Beneficiaries, among others, objected to the confirmation of the plan, opposing both its proposed use of the letter of credit proceeds and trust funds, and its injunction against the satisfaction of workers' compensation claims outside of the escrow account. The objecting entities argued that the plan contravened state workers' compensation laws governing the payment of claims. They also argued that Debtors' only interest in the letter of credit proceeds or the trust funds was limited to a "chose in action" to recover any surplus that may remain after all actual and potential workers' compensation claims had been satisfied under state law. In short, Beneficiaries argued that the letter of credit proceeds and the trust funds were not property of the Debtors' bankrupt estates and could not be appropriated for use in the plan.

The Bankruptcy Court for the District of Maine, Kornreich, J., agreed with the Beneficiaries that Debtors did not have a property interest in the letter of credit proceeds or the trust funds.
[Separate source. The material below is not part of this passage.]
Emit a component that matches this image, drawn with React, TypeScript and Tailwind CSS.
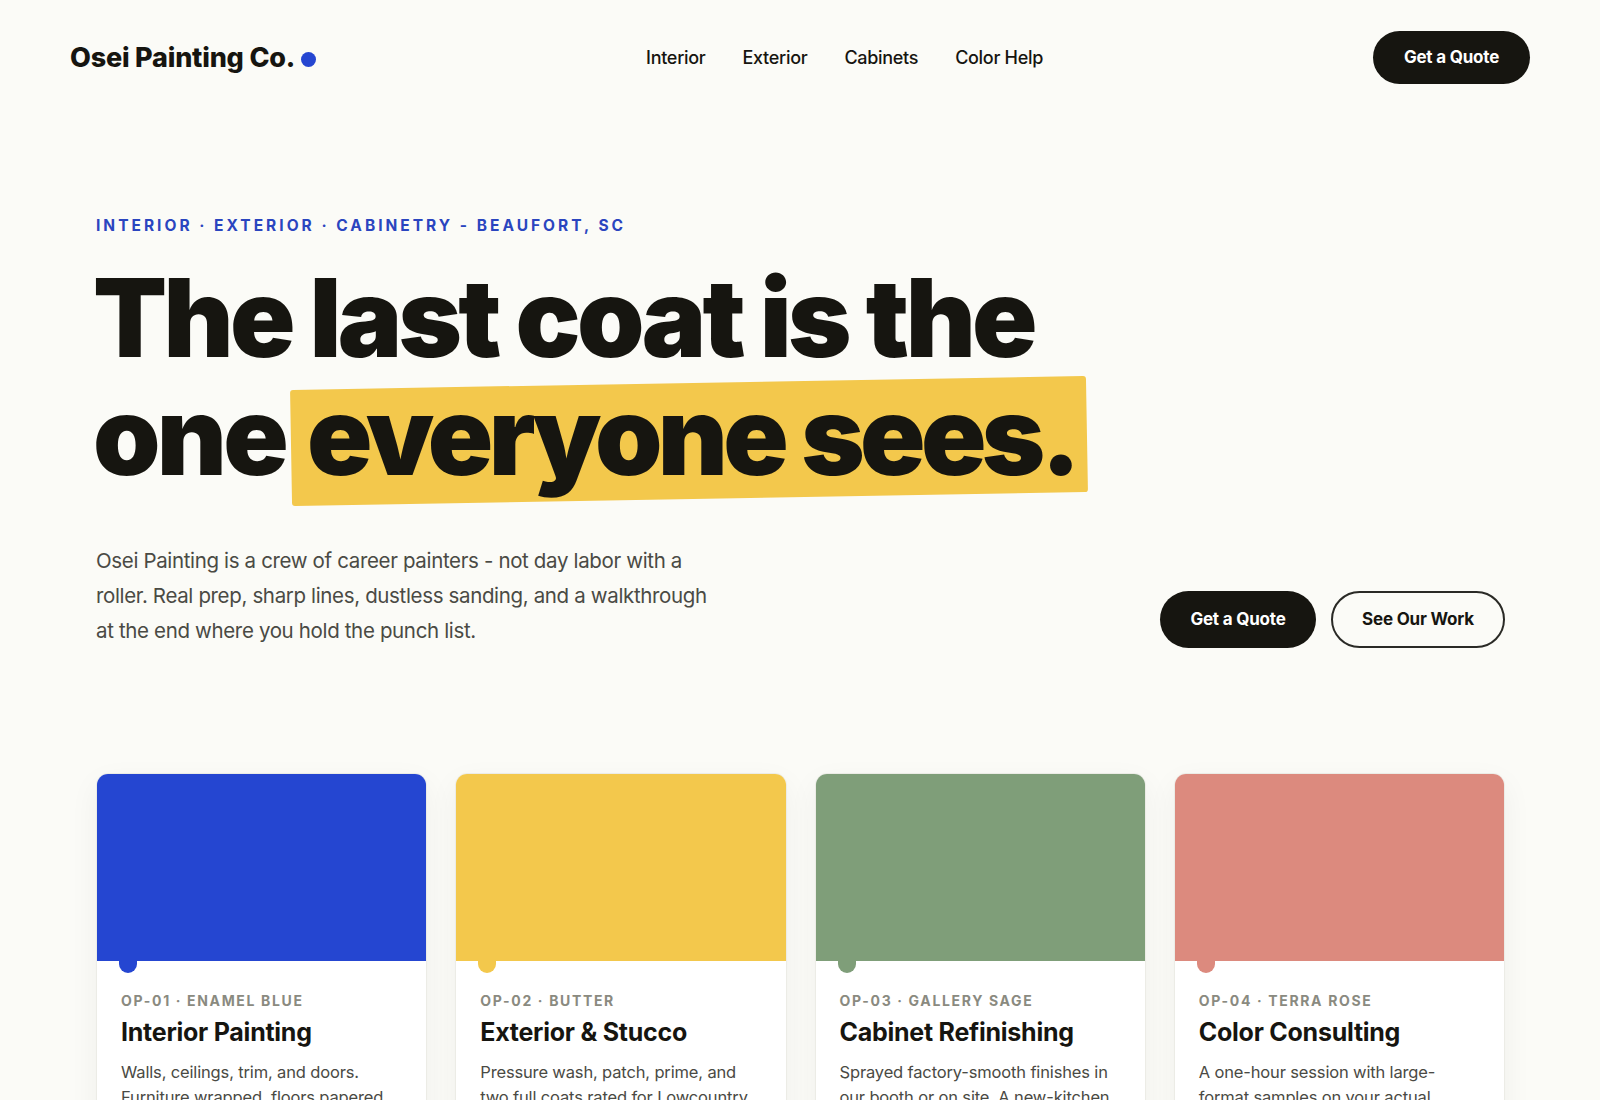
const nav = ["Interior", "Exterior", "Cabinets", "Color Help"];

const services = [
  {
    code: "OP-01 · ENAMEL BLUE",
    title: "Interior Painting",
    body: "Walls, ceilings, trim, and doors. Furniture wrapped, floors papered, and every room put back.",
    swatch: "bg-[#2546d1]",
  },
  {
    code: "OP-02 · BUTTER",
    title: "Exterior & Stucco",
    body: "Pressure wash, patch, prime, and two full coats rated for Lowcountry sun and salt air.",
    swatch: "bg-[#f3c84c]",
  },
  {
    code: "OP-03 · GALLERY SAGE",
    title: "Cabinet Refinishing",
    body: "Sprayed factory-smooth finishes in our booth or on site. A new-kitchen look for less.",
    swatch: "bg-[#7f9e79]",
  },
  {
    code: "OP-04 · TERRA ROSE",
    title: "Color Consulting",
    body: "A one-hour session with large-format samples on your actual",
    swatch: "bg-[#dc8a7e]",
  },
];

export default function App() {
  return (
    <div className="h-screen overflow-hidden bg-[#fbfbf7] font-['Inter',sans-serif] text-[#161510]">
      <header className="flex items-center justify-between px-[70px] pt-[31px]">
        <div className="mt-[1px] flex items-center gap-[6px]">
          <span className="text-[27px] font-extrabold tracking-[-0.2px]">Osei Painting Co.</span>
          <span className="mt-[3px] h-[15px] w-[15px] rounded-full bg-[#2546d1]" />
        </div>
        <nav className="flex items-center gap-[37px] text-[18px] font-medium tracking-[-0.3px]">
          {nav.map((item) => (
            <a key={item}>{item}</a>
          ))}
        </nav>
        <button className="h-[53px] w-[157px] rounded-full bg-[#161510] text-[17px] font-bold tracking-[-0.2px] text-white">
          Get a Quote
        </button>
      </header>

      <main className="pl-[96px] pr-[95px] pt-[132px]">
        <p className="text-[15.5px] font-bold leading-[20px] tracking-[3px] text-[#2a45bf]">
          INTERIOR · EXTERIOR · CABINETRY - BEAUFORT, SC
        </p>
        <h1 className="mt-[23px] -ml-[3px] text-[108px] font-black leading-[118px] tracking-[-3.7px]">
          The last coat is the
          <br />
          one{" "}
          <span className="relative -ml-[12px] inline-block pl-[16px] pr-[10px]">
            <span className="absolute inset-x-0 bottom-[-4px] top-[6px] -rotate-1 rounded-[3px] bg-[#f3c84c]" />
            <span className="relative tracking-[-4.6px]">everyone sees.</span>
          </span>
        </h1>

        <div className="mt-[48px] flex items-end justify-between">
          <p className="w-[625px] text-[20.5px] leading-[35px] tracking-[-0.35px] text-[#4a4a44]">
            Osei Painting is a crew of career painters - not day labor with a roller. Real prep, sharp
            lines, dustless sanding, and a walkthrough at the end where you hold the punch list.
          </p>
          <div className="flex gap-[15px]">
            <button className="h-[57px] w-[156px] rounded-full bg-[#161510] text-[17px] font-bold tracking-[-0.2px] text-white">
              Get a Quote
            </button>
            <button className="h-[57px] w-[174px] rounded-full border-2 border-[#2a2a26] text-[17px] font-bold tracking-[-0.2px]">
              See Our Work
            </button>
          </div>
        </div>

        <section className="mt-[125px] grid grid-cols-4 gap-[28px]">
          {services.map((s) => (
            <article
              key={s.code}
              className="overflow-hidden rounded-[12px] border border-[#ecece6] bg-white shadow-[0_10px_30px_rgba(22,21,16,0.05)]"
            >
              <div className={`relative h-[187px] ${s.swatch}`}>
                <span className={`absolute left-[22px] top-[177px] h-[22px] w-[18px] rounded-b-full ${s.swatch}`} />
              </div>
              <div className="px-[24px] pt-[31px]">
                <p className="text-[14px] font-bold leading-[18px] tracking-[1.65px] text-[#8a8a80]">{s.code}</p>
                <h3 className="mt-[6px] text-[25px] font-bold leading-[32px] tracking-[-0.25px]">{s.title}</h3>
                <p className="mt-[12px] text-[16.5px] leading-[25px] tracking-[-0.15px] text-[#4a4a44]">{s.body}</p>
              </div>
            </article>
          ))}
        </section>
      </main>
    </div>
  );
}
It also agreed that Debtors' sole interest was a "chose in action" to recover excess funds in accordance with state law. The Bankruptcy Court rejected the plan, also citing other grounds not related to the letter of credit issues. On appeal and as to the letter of credit proceeds, the U.S. Bankruptcy Appellate Panel for the First Circuit in an opinion by Bailey, J., affirmed.

Debtors argued that they held contingent interests in the letter of credit proceeds and that those interests are property of their bankruptcy estates, and even if their interests are mere "choses in action", even those limited interests are property of the Debtors' bankrupt estates. Debtors conceded during the appeal that such interests as they did have were unmatured and contingent and that they had no present right to dispose of the letter of credit proceeds. They also conceded that unless the Bankruptcy Code preempted Beneficiaries' state law rights to the letter of credit proceeds, Debtors may not presently reach and distribute the letter of credit proceeds and the plan may not be confirmed.

The appellate decision, therefore, turned on whether the Bankruptcy Code preempted Beneficiaries' state law rights to the letter of credit proceeds. The Appellate Panel agreed that Section 1123 of the Bankruptcy Code preempts any nonbankruptcy law that, but for the preemption, would prevent a proponent of a Chapter 11 plan from employing such adequate means of implementation as the proponent incorporates into its plan.

The court also held, though, that the scope of preemption under that section was not unlimited. It interpreted three limitations applicable to Debtors' attempt to reach the letter of credit proceeds. First, a liquidating plan need only liquidate and distribute assets of the Debtors' estates-a plan need not enhance the assets by augmenting the Debtors' assets at the expense of third parties. Debtors' plan sought to do just that. Second, the court noted that workers' compensation laws are health and safety laws, not mere economic regulations, and as such, those statutes could not be preempted by Section 1123 at all. Third, if the court were to interpret Section 1123 to preempt state law, it would undoubtedly transgress the state law rights of the Beneficiaries.

As a result, the court held that the Bankruptcy Code did not preempt Beneficiaries' state law rights in the letter of credit proceeds, and because the proposed plan violated applicable non-bankruptcy law, it could not be confirmed. Beneficiaries were permitted to maintain the letter of credit proceeds and use those to satisfy workers' compensation claims that were pending or were to be filed.